# WHAT THE TASK ASKS:
Of all the lines in the material below, how many include the string "styles"? Give the number only.

# DATA SHOWN:

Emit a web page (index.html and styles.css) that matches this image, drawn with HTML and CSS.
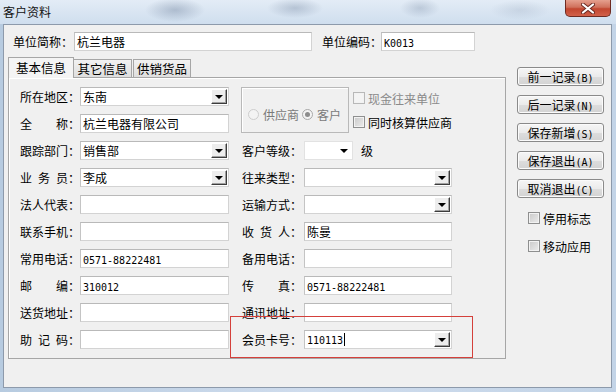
FILE: index.html
```html
<!DOCTYPE html>
<html lang="zh-CN">
<head>
<meta charset="utf-8">
<title>客户资料</title>
<link rel="stylesheet" href="styles.css">
</head>
<body>
<div class="win">
  <div class="titlebar">
    <span class="title">客户资料</span>
    <div class="close">
      <svg width="14" height="11" viewBox="0 0 14 11"><path d="M2 1.5 L12 9.5 M12 1.5 L2 9.5" stroke="#6b2a22" stroke-width="4" stroke-linecap="round"/><path d="M2 1.5 L12 9.5 M12 1.5 L2 9.5" stroke="#fff" stroke-width="2.2" stroke-linecap="round"/></svg>
    </div>
  </div>
  <div class="body">
    <div class="toprow">
      <span class="tlbl">单位简称：</span>
      <div class="field name-field">杭兰电器</div>
      <span class="tlbl tlbl2">单位编码：</span>
      <div class="field code-field"><span class="num">K0013</span></div>
    </div>
    <div class="main">
      <div class="tabarea">
        <div class="tabs">
          <div class="tab active">基本信息</div>
          <div class="tab t2">其它信息</div>
          <div class="tab t3">供销货品</div>
        </div>
        <div class="panel">
          <div class="grid">
            <div class="rgroup">
              <div class="groupbox">
                <span class="radio"></span><span class="rtext">供应商</span>
                <span class="radio on"></span><span class="rtext">客户</span>
              </div>
              <div class="checks">
                <div class="chk dis"><span class="cb light"></span><span>现金往来单位</span></div>
                <div class="chk"><span class="cb"></span><span>同时核算供应商</span></div>
              </div>
            </div>

            <span class="l1">所在地区：</span>
            <div class="f1 field combo"><span>东南</span><span class="dd"><i class="tri"></i></span></div>

            <span class="l1"><span class="j">全称</span>：</span>
            <div class="f1 field">杭兰电器有限公司</div>

            <span class="l1">跟踪部门：</span>
            <div class="f1 field combo"><span>销售部</span><span class="dd"><i class="tri"></i></span></div>
            <span class="l2">客户等级：</span>
            <div class="f2 level"><div class="smallcombo"><i class="tri"></i></div><span class="ji">级</span></div>

            <span class="l1"><span class="j">业务员</span>：</span>
            <div class="f1 field combo"><span>李成</span><span class="dd"><i class="tri"></i></span></div>
            <span class="l2">往来类型：</span>
            <div class="f2 field combo"><span></span><span class="dd"><i class="tri"></i></span></div>

            <span class="l1">法人代表：</span>
            <div class="f1 field"></div>
            <span class="l2">运输方式：</span>
            <div class="f2 field combo"><span></span><span class="dd"><i class="tri"></i></span></div>

            <span class="l1">联系手机：</span>
            <div class="f1 field"></div>
            <span class="l2"><span class="j">收货人</span>：</span>
            <div class="f2 field">陈曼</div>

            <span class="l1">常用电话：</span>
            <div class="f1 field"><span class="num">0571-88222481</span></div>
            <span class="l2">备用电话：</span>
            <div class="f2 field"></div>

            <span class="l1"><span class="j">邮编</span>：</span>
            <div class="f1 field"><span class="num">310012</span></div>
            <span class="l2"><span class="j">传真</span>：</span>
            <div class="f2 field"><span class="num">0571-88222481</span></div>

            <span class="l1">送货地址：</span>
            <div class="f1 field"></div>
            <span class="l2">通讯地址：</span>
            <div class="f2 field"></div>

            <span class="l1"><span class="j">助记码</span>：</span>
            <div class="f1 field"></div>
            <span class="l2">会员卡号：</span>
            <div class="f2 field combo"><span><span class="num">110113</span><i class="caret"></i></span><span class="dd"><i class="tri"></i></span></div>
          </div>
        </div>
      </div>
      <div class="side">
        <div class="btn">前一记录<span class="num">(B)</span></div>
        <div class="btn">后一记录<span class="num">(N)</span></div>
        <div class="btn">保存新增<span class="num">(S)</span></div>
        <div class="btn">保存退出<span class="num">(A)</span></div>
        <div class="btn">取消退出<span class="num">(C)</span></div>
        <div class="sidechecks">
          <div class="chk"><span class="cb"></span><span>停用标志</span></div>
          <div class="chk"><span class="cb"></span><span>移动应用</span></div>
        </div>
      </div>
    </div>
  </div>
  <div class="redbox"></div>
</div>
</body>
</html>
```
FILE: styles.css
```css
* { box-sizing: border-box; }
html, body { margin: 0; padding: 0; }
body {
  width: 616px;
  height: 392px;
  overflow: hidden;
  font-family: "Noto Sans CJK SC", "Noto Sans", sans-serif;
  font-size: 12px;
  color: #000;
  background: #c9d9ea;
}
.win {
  position: relative;
  width: 616px;
  height: 392px;
  display: flex;
  flex-direction: column;
  background: linear-gradient(to right, #b7cbe0, #cfdced 50%, #c3d4e7);
}
.titlebar {
  height: 24px;
  flex: none;
  display: flex;
  align-items: flex-start;
  padding-left: 3px;
  background:
    radial-gradient(ellipse 30px 12px at 175px 10px, rgba(90,110,140,0.35), transparent),
    radial-gradient(ellipse 28px 10px at 295px 8px, rgba(90,110,140,0.3), transparent),
    radial-gradient(ellipse 20px 10px at 420px 8px, rgba(90,110,140,0.25), transparent),
    radial-gradient(ellipse 30px 10px at 520px 10px, rgba(90,110,140,0.15), transparent),
    linear-gradient(to bottom, #e3ecf6, #cfdeee);
}
.title {
  line-height: 24px;
  color: #111;
}
.close {
  margin-left: auto;
  margin-right: 5px;
  width: 46px;
  height: 17px;
  border: 1px solid #6e2b22;
  border-top: none;
  border-radius: 0 0 5px 5px;
  background: linear-gradient(to bottom, #e5a08e 0%, #d0715c 45%, #c2462f 55%, #d2614a 100%);
  display: flex;
  align-items: center;
  justify-content: center;
}
.body {
  flex: 1;
  margin: 0 4px 4px 3px;
  border: 1px solid #8d9aab;
  background: #f0f0f0;
  display: flex;
  flex-direction: column;
}
.toprow {
  display: flex;
  align-items: center;
  height: 19px;
  margin-top: 7px;
  padding-left: 9px;
}
.tlbl { width: 61px; flex: none; white-space: nowrap; }
.tlbl2 { margin-left: 10px; width: 59px; }
.field {
  height: 19px;
  background: #fff;
  border: 1px solid #d3d3d3;
  border-top-color: #b9b9b9;
  border-left-color: #c4c4c4;
  padding-left: 2px;
  line-height: 17px;
  white-space: nowrap;
  overflow: hidden;
}
.name-field { width: 238px; flex: none; }
.code-field { width: 94px; flex: none; }
.num {
  font-family: "DejaVu Sans Mono", "Liberation Mono", monospace;
  font-size: 10px;
}
.main {
  display: flex;
  margin-top: 6px;
}
.tabarea {
  margin-left: 4px;
  width: 498px;
}
.tabs {
  display: flex;
  align-items: flex-end;
  height: 20px;
}
.tab {
  height: 18px;
  border: 1px solid #a6a6a6;
  border-bottom: none;
  background: linear-gradient(to bottom, #f2f2f2, #dedede);
  text-align: center;
  line-height: 17px;
  font-size: 12.5px;
}
.tab.active {
  position: relative;
  z-index: 1;
  width: 66px;
  height: 21px;
  margin-bottom: -1px;
  background: #f4f4f4;
  line-height: 19px;
}
.t2 { width: 58px; border-left: none; }
.t3 { width: 58px; margin-left: 1px; }
.panel {
  height: 282px;
  border: 1px solid #a6a6a6;
  box-shadow: inset 1px 1px 0 #fff;
  padding: 9px 0 0 11px;
}
.grid {
  display: grid;
  grid-template-columns: 60px 149px 13px 62px 148px;
  grid-template-rows: repeat(10, 19px);
  row-gap: 8px;
}
.l1 { grid-column: 1; line-height: 19px; white-space: nowrap; }
.f1 { grid-column: 2; }
.l2 { grid-column: 4; line-height: 19px; white-space: nowrap; }
.f2 { grid-column: 5; }
.j {
  display: inline-block;
  width: 48px;
  text-align: justify;
  text-align-last: justify;
  vertical-align: top;
}
.combo {
  display: flex;
  align-items: center;
  justify-content: space-between;
  padding-right: 1px;
}
.dd {
  width: 16px;
  height: 15px;
  background: #ededed;
  border-top: 1px solid #fff;
  border-left: 1px solid #fff;
  border-right: 1px solid #3c3c3c;
  border-bottom: 1px solid #3c3c3c;
  box-shadow: inset -1px -1px 0 #a0a0a0;
  display: flex;
  align-items: center;
  justify-content: center;
  flex: none;
}
.tri {
  display: block;
  width: 0;
  height: 0;
  border-left: 4px solid transparent;
  border-right: 4px solid transparent;
  border-top: 4px solid #000;
}
.caret {
  display: inline-block;
  width: 1px;
  height: 13px;
  background: #000;
  vertical-align: -2px;
  margin-left: 1px;
}
.rgroup {
  grid-column: 4 / 6;
  grid-row: 1 / 3;
  display: flex;
}
.groupbox {
  width: 117px;
  height: 46px;
  margin-left: -1px;
  border: 1px solid #b9b9b9;
  box-shadow: inset 1px 1px 0 #fff;
  display: flex;
  align-items: center;
  padding: 9px 0 0 6px;
  color: #7a7a7a;
}
.radio {
  width: 11px;
  height: 11px;
  border-radius: 50%;
  border: 1px solid #cdcdcd;
  background: #f3f3f3;
  flex: none;
  margin-right: 4px;
  display: flex;
  align-items: center;
  justify-content: center;
}
.radio.on {
  border-color: #a9a9a9;
  margin-left: 3px;
}
.radio.on::after {
  content: "";
  width: 5px;
  height: 5px;
  border-radius: 50%;
  background: #8c8c8c;
}
.checks {
  margin-left: 4px;
  display: flex;
  flex-direction: column;
}
.chk {
  height: 24px;
  display: flex;
  align-items: center;
  white-space: nowrap;
}
.checks .chk + .chk { margin-top: 2px; }
.chk.dis { color: #8a8a8a; }
.cb {
  width: 12px;
  height: 12px;
  flex: none;
  margin-right: 3px;
  border: 1px solid #8e8f8f;
  background: linear-gradient(135deg, #c9c9c9, #ececec);
  box-shadow: inset 0 0 0 1px #f2f2f2;
}
.cb.light {
  border-color: #b8b8b8;
  background: #f4f4f4;
}
.level {
  display: flex;
  align-items: center;
}
.smallcombo {
  width: 49px;
  height: 19px;
  background: #fff;
  border: 1px solid #e2e2e2;
  display: flex;
  align-items: center;
  justify-content: flex-end;
  padding-right: 4px;
}
.ji { margin-left: 8px; }
.side {
  margin-left: 11px;
  padding-top: 10px;
  display: flex;
  flex-direction: column;
  gap: 9px;
}
.btn {
  width: 87px;
  height: 19px;
  border: 1px solid #8a8a8a;
  border-radius: 3px;
  background: linear-gradient(to bottom, #f6f6f6 0%, #ebebeb 50%, #dddddd 51%, #d3d3d3 100%);
  box-shadow: inset 0 0 0 1px #fbfbfb;
  text-align: center;
  line-height: 17px;
  white-space: nowrap;
}
.sidechecks {
  margin-top: -1px;
  margin-left: 11px;
  display: flex;
  flex-direction: column;
  gap: 4px;
}
.redbox {
  position: absolute;
  left: 230px;
  top: 316px;
  width: 243px;
  height: 42px;
  border: 1px solid #d4403b;
}
```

# PROBLEM SOLUTION:
3